From the listing below, pull out all lines with "this" in them.

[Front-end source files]
##########

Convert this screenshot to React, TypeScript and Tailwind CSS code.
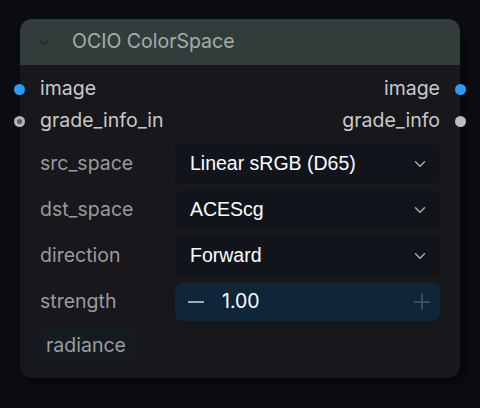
import { ChevronDown } from 'lucide-react';

const inter = { fontFamily: 'Inter, "Noto Sans", sans-serif' };

const SelectRow = ({ label, value }: { label: string; value: string }) => {
  return (
    <div className="flex h-[46px] items-center">
      <div className="w-[135px] text-[19.5px] text-[#9a9a9c]">{label}</div>
      <div className="flex h-10 w-[265px] items-center justify-between rounded-md bg-[#11141b] pl-[15px] pr-[11px]">
        <span className="text-[19.5px] text-white" style={{ fontFamily: '"Liberation Sans", Arial, sans-serif' }}>
          {value}
        </span>
        <ChevronDown size={18} strokeWidth={2} className="text-[#a8a8a8]" />
      </div>
    </div>
  );
};

export default function App() {
  return (
    <div className="h-[408px] w-[480px] overflow-hidden bg-[#0b0d13] pl-5 pt-[19px]" style={inter}>
      <div className="relative h-[359px] w-[440px] rounded-xl bg-[#18171b] shadow-[6px_8px_10px_rgba(0,0,0,0.45)]">
        {/* header */}
        <div className="flex h-[46px] items-center rounded-t-xl bg-[#323d3b] pl-[14px]">
          <ChevronDown size={20} strokeWidth={2} className="text-[#222c2a]" />
          <span className="ml-[18px] text-[19.5px] text-[#a3adaa]">OCIO ColorSpace</span>
        </div>

        <div className="pt-[8px]">
          {/* slots */}
          <div className="relative flex h-8 items-center justify-between px-5">
            <span className="absolute left-[-6px] h-[11px] w-[11px] rounded-full bg-[#2e9bf2]" />
            <span className="text-[19.5px] text-[#c9c9cb]">image</span>
            <span className="text-[19.5px] text-[#c9c9cb]">image</span>
            <span className="absolute right-[-6px] h-[11px] w-[11px] rounded-full bg-[#2e9bf2]" />
          </div>
          <div className="relative flex h-8 items-center justify-between px-5">
            <span className="absolute left-[-6px] flex h-[11px] w-[11px] items-center justify-center rounded-full bg-[#b4b4b4]">
              <span className="h-[5px] w-[5px] rounded-full bg-[#5a5a5c]" />
            </span>
            <span className="text-[19.5px] text-[#c9c9cb]">grade_info_in</span>
            <span className="text-[19.5px] text-[#c9c9cb]">grade_info</span>
            <span className="absolute right-[-6px] h-[11px] w-[11px] rounded-full bg-[#bdbdbd]" />
          </div>

          {/* widgets */}
          <div className="mt-[4px] pl-5">
            <SelectRow label="src_space" value="Linear sRGB (D65)" />
            <SelectRow label="dst_space" value="ACEScg" />
            <SelectRow label="direction" value="Forward" />
            <div className="flex h-[46px] items-center">
              <div className="w-[135px] text-[19.5px] text-[#9a9a9c]">strength</div>
              <div className="flex h-[38px] w-[265px] items-center rounded-lg bg-[#0f2538] pl-[13px] pr-[10px]">
                <svg width="16" height="16" viewBox="0 0 16 16" className="text-[#b8c0c6]">
                  <path d="M0 8h16" stroke="currentColor" strokeWidth="1.75" />
                </svg>
                <span className="ml-[18px] text-[19.5px] text-white">1.00</span>
                <svg width="16" height="16" viewBox="0 0 16 16" className="ml-auto text-[#3d5364]">
                  <path d="M0 8h16M8 0v16" stroke="currentColor" strokeWidth="1.75" />
                </svg>
              </div>
            </div>
            <div className="-ml-1 mt-1 flex h-[34px] w-[100px] items-center rounded-md bg-[#161a21] pl-[10px]">
              <span className="text-[19.5px] text-[#9c9c9e]">radiance</span>
            </div>
          </div>
        </div>
      </div>
    </div>
  );
}
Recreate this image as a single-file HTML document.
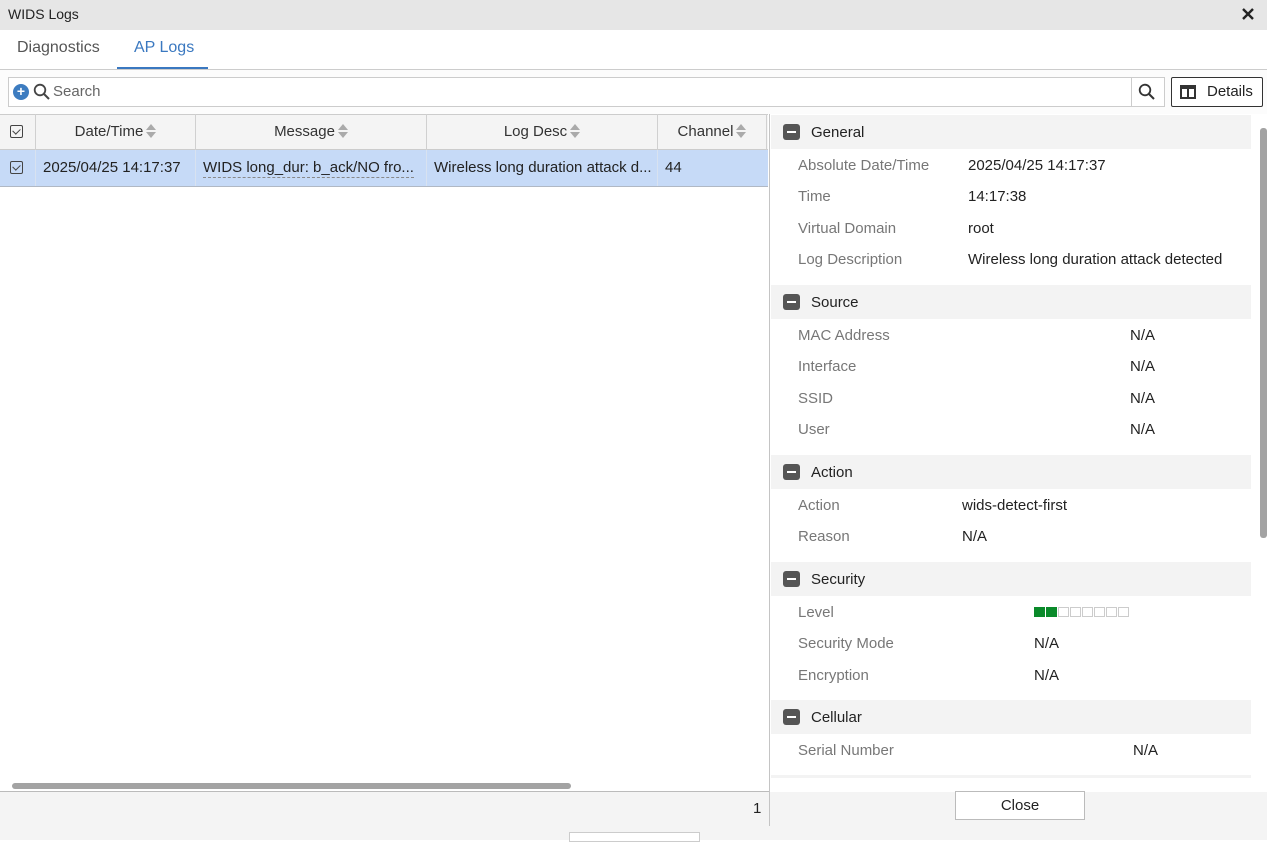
<!DOCTYPE html>
<html><head><meta charset="utf-8"><style>
*{box-sizing:border-box;margin:0;padding:0}
body{width:1267px;height:840px;position:relative;overflow:hidden;background:#fff;font-family:"Liberation Sans",sans-serif;font-size:15px;color:#222}
.a{position:absolute;white-space:nowrap}
.lbl{color:#777}
.sec{position:absolute;left:771px;width:480px;height:34px;background:#f3f3f3}
.sec i{position:absolute;left:12px;top:9px;width:17px;height:16px;background:#555;border-radius:3px}
.sec i:after{content:"";position:absolute;left:4px;top:7px;width:9px;height:2px;background:#fff}
.sec span{position:absolute;left:40px;top:9px;color:#222}
.th{position:absolute;top:114px;height:36px;border-right:1px solid #d0d0d0;text-align:center;line-height:36px;color:#333}
.sort{display:inline-block;width:10px;height:14px;vertical-align:-2px;margin-left:3px;position:relative}
.sort:before{content:"";position:absolute;left:0;top:0;border:5px solid transparent;border-top:0;border-bottom:6px solid #aaa}
.sort:after{content:"";position:absolute;left:0;top:8px;border:5px solid transparent;border-bottom:0;border-top:6px solid #aaa}
.cb{position:absolute;width:13px;height:13px;border:1.5px solid #444;border-radius:2px}
.cb:after{content:"";position:absolute;left:3px;top:1px;width:4px;height:6px;border-right:1.5px solid #444;border-bottom:1.5px solid #444;transform:rotate(45deg)}
.lv{position:absolute;top:607px;width:11px;height:10px;border:1px solid #ccc}
</style></head><body>
<div class="a" style="left:0;top:0;width:1267px;height:30px;background:#e6e6e6"></div>
<div class="a" style="left:8px;top:6px;font-size:14px">WIDS Logs</div>
<svg class="a" style="left:1242px;top:8px" width="12" height="12"><path d="M1 1L11 11M11 1L1 11" stroke="#222" stroke-width="2.4"/></svg>
<div class="a" style="left:17px;top:39px;font-size:16px;color:#555">Diagnostics</div>
<div class="a" style="left:134px;top:39px;font-size:16px;color:#3a78c0">AP Logs</div>
<div class="a" style="left:117px;top:67px;width:91px;height:3px;background:#3a78c0"></div>
<div class="a" style="left:0;top:69px;width:1267px;height:1px;background:#ccc"></div>
<div class="a" style="left:0;top:70px;width:1267px;height:44px;background:#fcfcfc"></div>
<div class="a" style="left:8px;top:77px;width:1157px;height:30px;border:1px solid #ccc;background:#fff"></div>
<div class="a" style="left:1131px;top:78px;width:1px;height:28px;background:#ccc"></div>
<div class="a" style="left:13px;top:84px;width:16px;height:16px;border-radius:50%;background:#3d7cc0;color:#fff;font-size:14px;line-height:15px;text-align:center;font-weight:bold">+</div>
<svg class="a" style="left:33px;top:83px" width="18" height="18"><circle cx="7" cy="7" r="5.3" fill="none" stroke="#444" stroke-width="1.8"/><path d="M11 11l5 5" stroke="#444" stroke-width="2"/></svg>
<div class="a" style="left:53px;top:83px;color:#666">Search</div>
<svg class="a" style="left:1138px;top:83px" width="18" height="18"><circle cx="7" cy="7" r="5.3" fill="none" stroke="#333" stroke-width="1.8"/><path d="M11 11l5 5" stroke="#333" stroke-width="2"/></svg>
<div class="a" style="left:1171px;top:77px;width:92px;height:30px;border:1px solid #333;border-radius:2px;background:#fff"></div>
<div class="a" style="left:1180px;top:85px;width:16px;height:14px;background:#333"></div>
<div class="a" style="left:1182px;top:89px;width:5px;height:8px;background:#fff"></div>
<div class="a" style="left:1189px;top:89px;width:5px;height:8px;background:#fff"></div>
<div class="a" style="left:1207px;top:83px">Details</div>
<div class="a" style="left:0;top:114px;width:768px;height:36px;background:#f4f4f4;border-top:1px solid #ccc;border-bottom:1px solid #ccc"></div>
<div class="th" style="left:0;width:36px"></div>
<div class="cb" style="left:10px;top:125px"></div>
<div class="th" style="left:36px;width:160px">Date/Time<span class="sort"></span></div>
<div class="th" style="left:196px;width:231px">Message<span class="sort"></span></div>
<div class="th" style="left:427px;width:231px">Log Desc<span class="sort"></span></div>
<div class="th" style="left:658px;width:109px">Channel<span class="sort"></span></div>
<div class="a" style="left:0;top:150px;width:768px;height:37px;background:#c6daf7;border-bottom:1px solid #b0b8c4"></div>
<div class="a" style="left:35px;top:150px;width:1px;height:36px;background:#d8e2f0"></div>
<div class="a" style="left:195px;top:150px;width:1px;height:36px;background:#d8e2f0"></div>
<div class="a" style="left:426px;top:150px;width:1px;height:36px;background:#d8e2f0"></div>
<div class="a" style="left:657px;top:150px;width:1px;height:36px;background:#d8e2f0"></div>
<div class="cb" style="left:10px;top:161px"></div>
<div class="a" style="left:43px;top:159px">2025/04/25 14:17:37</div>
<div class="a" style="left:203px;top:159px;border-bottom:1px dashed #888;line-height:18px">WIDS long_dur: b_ack/NO fro...</div>
<div class="a" style="left:434px;top:159px">Wireless long duration attack d...</div>
<div class="a" style="left:665px;top:159px">44</div>
<div class="a" style="left:12px;top:783px;width:559px;height:6px;border-radius:3px;background:#a3a3a3"></div>
<div class="a" style="left:0;top:791px;width:769px;height:1px;background:#bbb"></div>
<div class="a" style="left:0;top:792px;width:1267px;height:48px;background:#f4f4f4"></div>
<div class="a" style="left:753px;top:800px">1</div>
<div class="a" style="left:569px;top:832px;width:131px;height:10px;background:#fff;border:1px solid #ccc"></div>
<div class="a" style="left:769px;top:114px;width:1px;height:712px;background:#c4c4c4"></div>
<div class="a" style="left:770px;top:114px;width:497px;height:664px;background:#fff"></div>
<div class="sec" style="top:115px"><i></i><span>General</span></div>
<div class="a lbl" style="left:798px;top:157px">Absolute Date/Time</div><div class="a" style="left:968px;top:157px">2025/04/25 14:17:37</div>
<div class="a lbl" style="left:798px;top:188px">Time</div><div class="a" style="left:968px;top:188px">14:17:38</div>
<div class="a lbl" style="left:798px;top:220px">Virtual Domain</div><div class="a" style="left:968px;top:220px">root</div>
<div class="a lbl" style="left:798px;top:251px">Log Description</div><div class="a" style="left:968px;top:251px">Wireless long duration attack detected</div>
<div class="sec" style="top:285px"><i></i><span>Source</span></div>
<div class="a lbl" style="left:798px;top:327px">MAC Address</div><div class="a" style="left:1130px;top:327px">N/A</div>
<div class="a lbl" style="left:798px;top:358px">Interface</div><div class="a" style="left:1130px;top:358px">N/A</div>
<div class="a lbl" style="left:798px;top:390px">SSID</div><div class="a" style="left:1130px;top:390px">N/A</div>
<div class="a lbl" style="left:798px;top:421px">User</div><div class="a" style="left:1130px;top:421px">N/A</div>
<div class="sec" style="top:455px"><i></i><span>Action</span></div>
<div class="a lbl" style="left:798px;top:497px">Action</div><div class="a" style="left:962px;top:497px">wids-detect-first</div>
<div class="a lbl" style="left:798px;top:528px">Reason</div><div class="a" style="left:962px;top:528px">N/A</div>
<div class="sec" style="top:562px"><i></i><span>Security</span></div>
<div class="a lbl" style="left:798px;top:604px">Level</div>
<div class="lv" style="left:1034px;background:#0a8a2a;border-color:#0a8a2a"></div>
<div class="lv" style="left:1046px;background:#0a8a2a;border-color:#0a8a2a"></div>
<div class="lv" style="left:1058px"></div><div class="lv" style="left:1070px"></div><div class="lv" style="left:1082px"></div><div class="lv" style="left:1094px"></div><div class="lv" style="left:1106px"></div><div class="lv" style="left:1118px"></div>
<div class="a lbl" style="left:798px;top:635px">Security Mode</div><div class="a" style="left:1034px;top:635px">N/A</div>
<div class="a lbl" style="left:798px;top:667px">Encryption</div><div class="a" style="left:1034px;top:667px">N/A</div>
<div class="sec" style="top:700px"><i></i><span>Cellular</span></div>
<div class="a lbl" style="left:798px;top:742px">Serial Number</div><div class="a" style="left:1133px;top:742px">N/A</div>
<div class="sec" style="top:775px;height:3px"></div>
<div class="a" style="left:1260px;top:128px;width:7px;height:410px;border-radius:3px;background:#a3a3a3"></div>
<div class="a" style="left:955px;top:791px;width:130px;height:29px;border:1px solid #bbb;background:#fff;text-align:center;line-height:28px">Close</div>
</body></html>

##########

Solution to the problem
Convert this screenshot to React, TypeScript and Tailwind CSS code.
Recreate this image as a single-file HTML document.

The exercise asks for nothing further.